At one point, one of the American executives hired by the Icelandic management brought in a number of cronies, and gave one the title of “Director of Communications” or something equally ridiculous. This was a new position. None of us knew we needed it. We had no idea what it was supposed to contribute. It would have been an inexplicable move were it not clearly to make room for an executive minion.
When you hire for a new role with a leadership title, you better be damn sure of two things. First thing: hire the right person. This person needs to share similar values to the rest of your org. They are going to define a department and make a mark across the company. It’s incredibly difficult to predict success here, so I won’t try (much easier to predict failure!).
The second consideration is less commonly discussed, but equally vital: the new role and its importance must be widely understood outside of management. If it’s not — if the first thing people say is “why do we need person X?” — you have one of two problems, equally bad.
The first problem may be that your senior management is disconnected from the rest of the company. Management has a clear and pressing (and, I will assume, legitimate) need for a Senior VP of Synergy, but few outside of management understand why, or what the role is. This disconnect is a bad sign. You’re not communicating properly and an unhealthy gap between senior leadership and everyone else is opening. The gap will only get wider as you hire management. They come in to a disconnected culture, and disconnect things further.
The second problem may be that you don’t actually need this role, and management is wrong and malcontents on the outside are right. You have calculated something incorrectly. You’ve misidentified a problem and seen its solution as a management hire. Now you’re really screwed because undoing this is almost impossible. So before you hire a new leadership role, be beyond 100% sure this is not the case. It’d be a good idea to engage employees outside of management for their opinion.

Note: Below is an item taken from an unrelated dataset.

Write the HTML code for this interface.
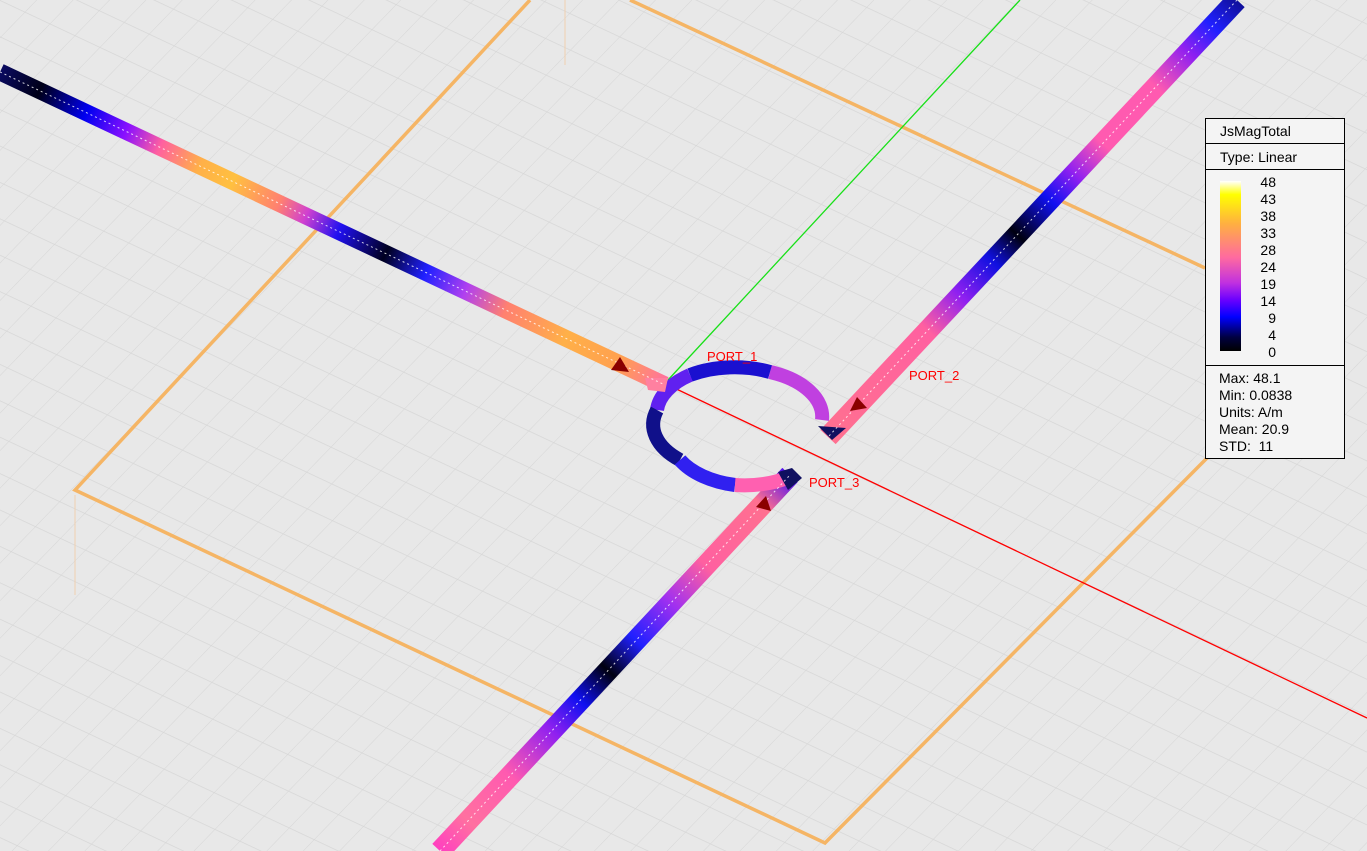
<!DOCTYPE html>
<html><head><meta charset="utf-8"><style>
html,body{margin:0;padding:0;width:1367px;height:851px;overflow:hidden;background:#e8e8e8;font-family:"Liberation Sans",sans-serif}
svg{position:absolute;left:0;top:0}
#lg{position:absolute;left:1205px;top:118px;width:138px;height:339px;background:#f4f4f4;border:1px solid #000;font-size:14px;color:#000}
#lg .r{border-bottom:1px solid #000;padding-left:14px}
</style></head><body>
<svg width="1367" height="851" viewBox="0 0 1367 851">
<defs>
<pattern id="g" width="25" height="25" patternUnits="userSpaceOnUse" patternTransform="matrix(1 0.47 -0.97 1 0 0)">
<path d="M0 0H25M0 0V25" stroke="#d6d6d6" stroke-width="1" fill="none"/>
</pattern>
<linearGradient id="lgL" gradientUnits="userSpaceOnUse" x1="0" y1="72" x2="665" y2="385">
<stop offset="0" stop-color="#0a0a60"/><stop offset="0.06" stop-color="#000018"/><stop offset="0.13" stop-color="#0000f0"/><stop offset="0.19" stop-color="#8a10ff"/><stop offset="0.24" stop-color="#ff60a0"/><stop offset="0.3" stop-color="#ffb048"/><stop offset="0.35" stop-color="#ffc040"/><stop offset="0.42" stop-color="#ff8070"/><stop offset="0.46" stop-color="#d040d0"/><stop offset="0.51" stop-color="#2010f0"/><stop offset="0.58" stop-color="#000020"/><stop offset="0.64" stop-color="#2020ff"/><stop offset="0.7" stop-color="#b040f0"/><stop offset="0.76" stop-color="#ff8070"/><stop offset="0.85" stop-color="#ffb048"/><stop offset="0.93" stop-color="#ffa050"/><stop offset="1" stop-color="#ff70a0"/>
</linearGradient>
<linearGradient id="lgR" gradientUnits="userSpaceOnUse" x1="1237" y1="0" x2="830" y2="435">
<stop offset="0" stop-color="#10109a"/><stop offset="0.06" stop-color="#2020ff"/><stop offset="0.12" stop-color="#9020f0"/><stop offset="0.2" stop-color="#ff5ab0"/><stop offset="0.33" stop-color="#ff5ab0"/><stop offset="0.4" stop-color="#9020f0"/><stop offset="0.46" stop-color="#1010f0"/><stop offset="0.54" stop-color="#000010"/><stop offset="0.6" stop-color="#1010e0"/><stop offset="0.68" stop-color="#9020f0"/><stop offset="0.76" stop-color="#ff60a0"/><stop offset="1" stop-color="#ff7090"/>
</linearGradient>
<linearGradient id="lgB" gradientUnits="userSpaceOnUse" x1="440" y1="851" x2="790" y2="475">
<stop offset="0" stop-color="#ff40c0"/><stop offset="0.08" stop-color="#ff70a0"/><stop offset="0.2" stop-color="#ff5ab0"/><stop offset="0.32" stop-color="#9020f0"/><stop offset="0.4" stop-color="#1010f0"/><stop offset="0.48" stop-color="#000010"/><stop offset="0.56" stop-color="#2020ff"/><stop offset="0.66" stop-color="#a030f0"/><stop offset="0.76" stop-color="#ff60a0"/><stop offset="0.92" stop-color="#ff7090"/><stop offset="1" stop-color="#5010f0"/>
</linearGradient>
</defs>
<rect width="1367" height="851" fill="url(#g)"/>
<g stroke="#f5b565" stroke-width="3.5" fill="none">
<path d="M530 0 L75 490 L825 843 L1210 455"/>
<path d="M630 0 L1205 268"/>
</g>
<path d="M75 495 V595 M565 0 V65" stroke="#f0d0b0" stroke-width="1"/>
<path d="M668 380 L1020 0" stroke="#18e018" stroke-width="1.3"/>
<path d="M668 385 L1367 718" stroke="#ff0000" stroke-width="1.3"/>
<path d="M0 72 L665 385" stroke="url(#lgL)" stroke-width="17"/>
<path d="M1237 0 L828 437" stroke="url(#lgR)" stroke-width="21"/>
<path d="M440 851 L790 475" stroke="url(#lgB)" stroke-width="21"/>
<g fill="none" stroke-width="14">
<path d="M822 420 A82 48 0 0 0 770 372" stroke="#c040e0"/>
<path d="M770 372 A82 48 0 0 0 690 375" stroke="#1a10d0"/>
<path d="M690 375 A82 48 0 0 0 657 410" stroke="#6020f0"/>
<path d="M657 410 A82 48 0 0 0 680 460" stroke="#10108a"/>
<path d="M680 460 A82 48 0 0 0 735 485" stroke="#3020f0"/>
<path d="M735 485 A82 48 0 0 0 790 477" stroke="#ff60b0"/>
</g>
<path d="M818 426 L832 440 L846 428 Z" fill="#101060"/>
<path d="M778 472 L792 468 L802 478 L788 490 Z" fill="#101060"/>
<path d="M645 378 L668 378 L665 392 L648 390 Z" fill="#ff80a0"/>
<g stroke="#ffffff" stroke-width="1" stroke-dasharray="2 3" fill="none" opacity="0.8">
<path d="M0 72 L665 385"/><path d="M1237 0 L828 437"/><path d="M440 851 L790 475"/>
</g>
<g fill="#8a0000">
<path d="M611 370 L620 357 L629 372 Z"/>
<path d="M850 411 L857 397 L867 408 Z"/>
<path d="M756 507 L766 496 L771 511 Z"/>
</g>
<g fill="#ff0000" font-size="13" font-family="Liberation Sans,sans-serif">
<text x="707" y="361">PORT_1</text>
<text x="909" y="380">PORT_2</text>
<text x="809" y="487">PORT_3</text>
</g>
</svg>
<div id="lg">
<div class="r" style="height:24px;line-height:24px">JsMagTotal</div>
<div class="r" style="height:25px;line-height:26px">Type: Linear</div>
<div class="r" style="height:195px;position:relative;padding:0">
<div style="position:absolute;left:14px;top:11px;width:21px;height:170px;background:linear-gradient(#ffffff,#ffff00 8%,#ffb040 25%,#ff6aa0 45%,#c030e0 60%,#6a00ff 70%,#0000ff 80%,#000040 92%,#000000)"></div>
<div style="position:absolute;left:0;width:70px;top:4px;text-align:right;line-height:17px">48<br>43<br>38<br>33<br>28<br>24<br>19<br>14<br>9<br>4<br>0</div>
</div>
<div style="padding:4px 0 0 13px;line-height:17px">Max: 48.1<br>Min: 0.0838<br>Units: A/m<br>Mean: 20.9<br>STD:&nbsp; 11</div>
</div>
</body></html>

Anyway, back to Mr. Communications Director. I can’t speak to whether he was the “right” person for this conjured up position, but there was no real way for him to coexist with others peacefully. Any time he was involved with developers, it bred confusion and resentment. My most direct interaction with him was when he insisted I pass my personal blog posts through his team for
censoringreview. I understood he was just doing his job, but the role itself was counter to the historical culture. The hire was a product of both a management disconnect, and hiring for an imagined need.
It’s obvious how this story ends, and why I put in the extra time to think about opening up new senior roles.